What steps will your energy policy take to meet our energy needs, while at the same time remaining environmentally friendly and minimizing job loss for fossil power plant workers?”

Trump was the first to speak. His statement included:

“And you look at our miners. Hillary Clinton wants to put all the miners out of business. There is a thing called clean coal. Coal will last for 1,000 years in this country. Now we have natural gas and so many other things because of technology. We have unbelievable — we have found over the last seven years, we have found tremendous wealth right under our feet. So good. Especially when you have $20 trillion in debt.”

Clinton countered:

“I have a comprehensive energy policy, but it really does include fighting climate change, because I think that is a serious problem. And I support moving toward more clean, renewable energy as quickly as we can, because I think we can be the 21st century clean energy superpower and create millions of new jobs and businesses. But I also want to be sure that we don’t leave people behind. That’s why I’m the only candidate from the very beginning of this campaign who had a plan to help us revitalize coal country, because those coal miners and their fathers and their grandfathers, they dug that coal out. A lot of them lost their lives. They were injured, but they turned the lights on and they powered their factories. I don’t want to walk away from them. So we’ve got to do something for them.”

Earlier on, Clinton incorrectly stated that the United States is energy independent. In 2016, 1.4 billion barrels of oil were imported into the United States. But even if the U.S. were energy independent, we shouldn’t be celebrating. Gaining independence by extracting and burning more fossil fuels comes at the expense of an inhabitable planet.

Even so, a Clinton Presidency is better for the environment than a Trump Presidency. She is willing to spur widespread use of renewable energy and implement policy for displaced fossil fuel workers to find jobs.

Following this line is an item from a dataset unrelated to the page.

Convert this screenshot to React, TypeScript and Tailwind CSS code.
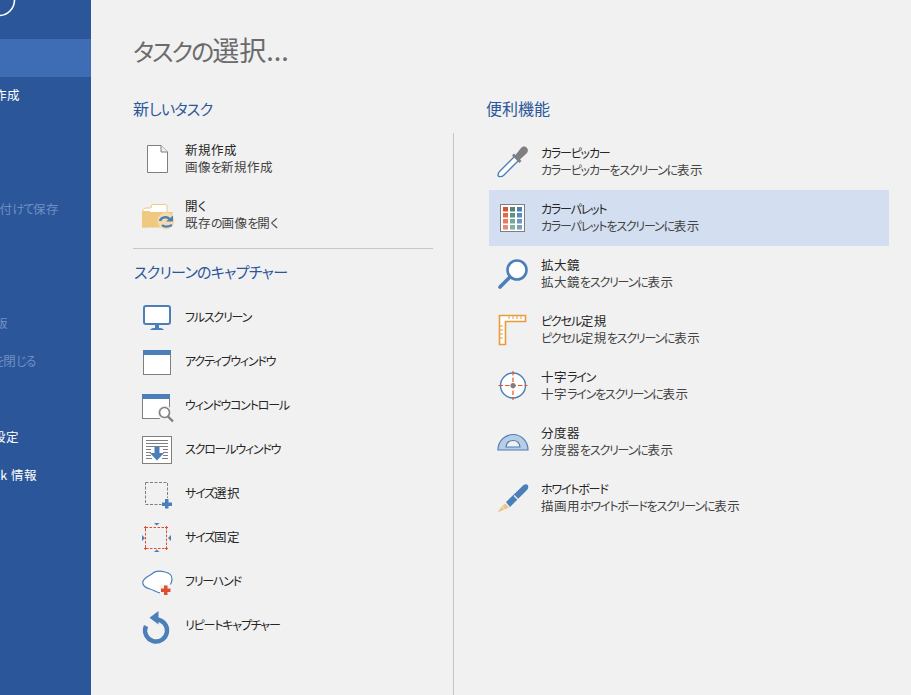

She is the only bipartisan candidate who will say the scientifically proven words: climate change is real.

Trump’s billionaire business tactics will treat the environment as an afterthought. He panders to the coal industry by attacking Clinton, and in doing so fails to realize that coal’s tremendous dangers. Trump can not fix the national deficit with fossil fuels as he commonly boasts. The only way human energy systems will find long-term success is if they become more compatible with the natural world.

Ultimately, both candidates failed to discuss the implications of climate change. Environmental planning was suggested through economics, but the intersectionality of climate change within numerous debate topics was excluded. They heavily discussed ISIS- but failed to realize that climate change is an even larger threat than terrorism. They discussed Syria, but failed to discuss how climate change exacerbated its 2011 drought that lead to the civil war. When discussing foreign policy, they did not include the money we spend, and the violence we inflict on other countries in order to maintain control over foreign oil fields. They failed to link the refugee crisis to climate change, which will be a leading cause for migration in the near future. They talked about racial issues, but neglected the hazardous environmental conditions that many of these marginalized people endure. They failed to discuss the Dakota Access Pipeline, which Trump holds an economic stake in, and which Clinton has still not taken a stance on.

Despite all her environmental shortcomings, Hillary Clinton must become president. Given the two options, she provides the best chance for environmental change, while Trump ensures a bleak future for all ecosystems. As the people, let’s challenge Clinton to be more outspoken in office than she has been during the election.